I decided the next day to revisit the fortuneteller. I gathered my coffee grounds and went along the footpath to the north end of the island. I was afraid I had too many questions for the amount of coffee. Especially since I seemed to already owe her coffee for her last prediction. At least according to the clown. What the clown did with all those rags I guess I’ll never know. My dad used to say that the clown was making paper from them. That the clown on his rounds took notes on the rag paper. That the notes went to the fortuneteller, so the fortuneteller always knew what was happening on the island. That was my dad’s theory, but he went to the fortuneteller first before going to the clinic, just like everyone else on the island.

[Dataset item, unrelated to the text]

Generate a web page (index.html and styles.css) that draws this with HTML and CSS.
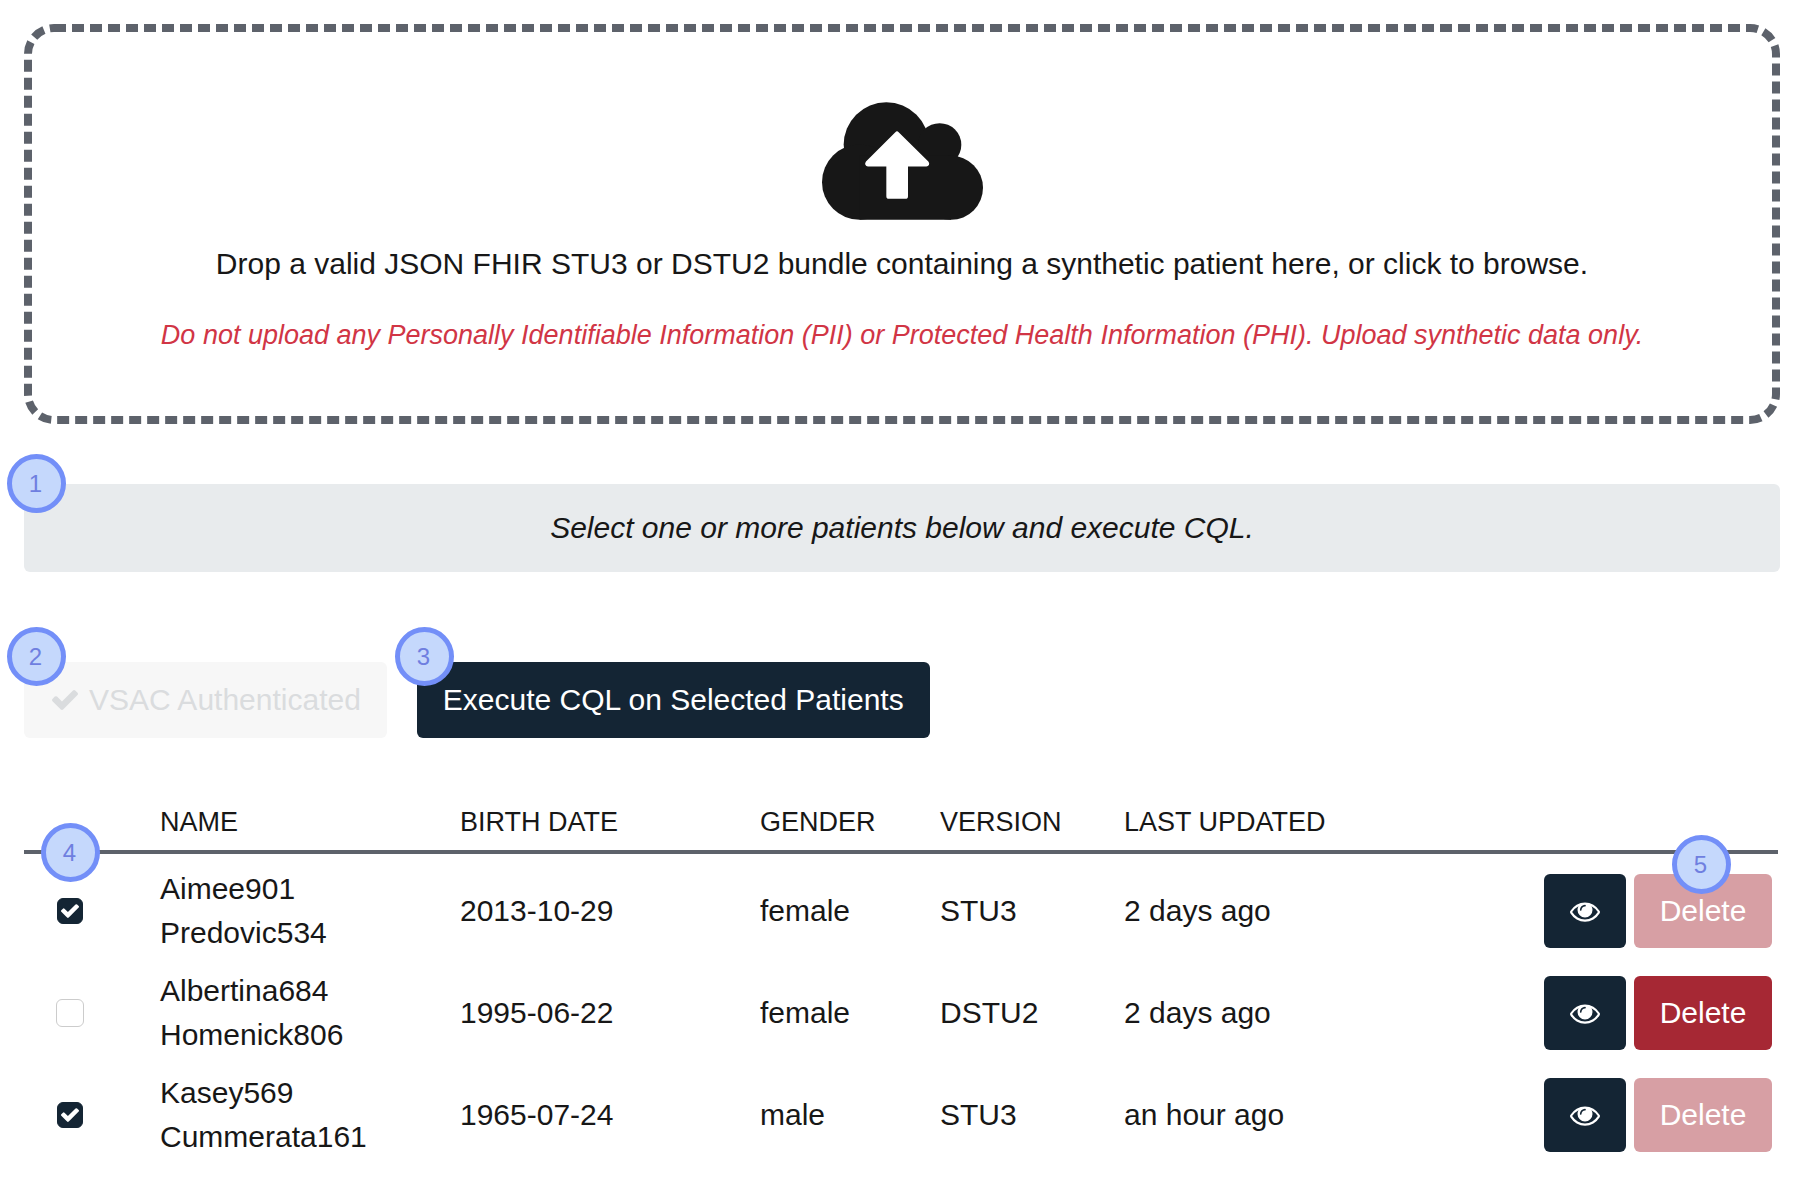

I arrived in front of the palm fronds and called, Hag, I have coffee here and I want answers. A breeze moved through the fronds. I called again, Hello hag, there are things I need to know. I know I offered you this coffee before, but hag, even I know that things arrive and bring the future. So hag, I say, maybe it was a bad question. But now I say, I have a good question. I want to know what’s going to happen with my dad, and the rest of the island. The breeze continued soft through the fronds. Then they rustled harder, but I felt no wind pass among the mangal. The fronds broke and the khakied warden was there buttoning his pants, his other hand extended through the fronds. He said through his mirrored sunglasses: Little girl, everything is going to be fine. Now take that coffee back to your mother.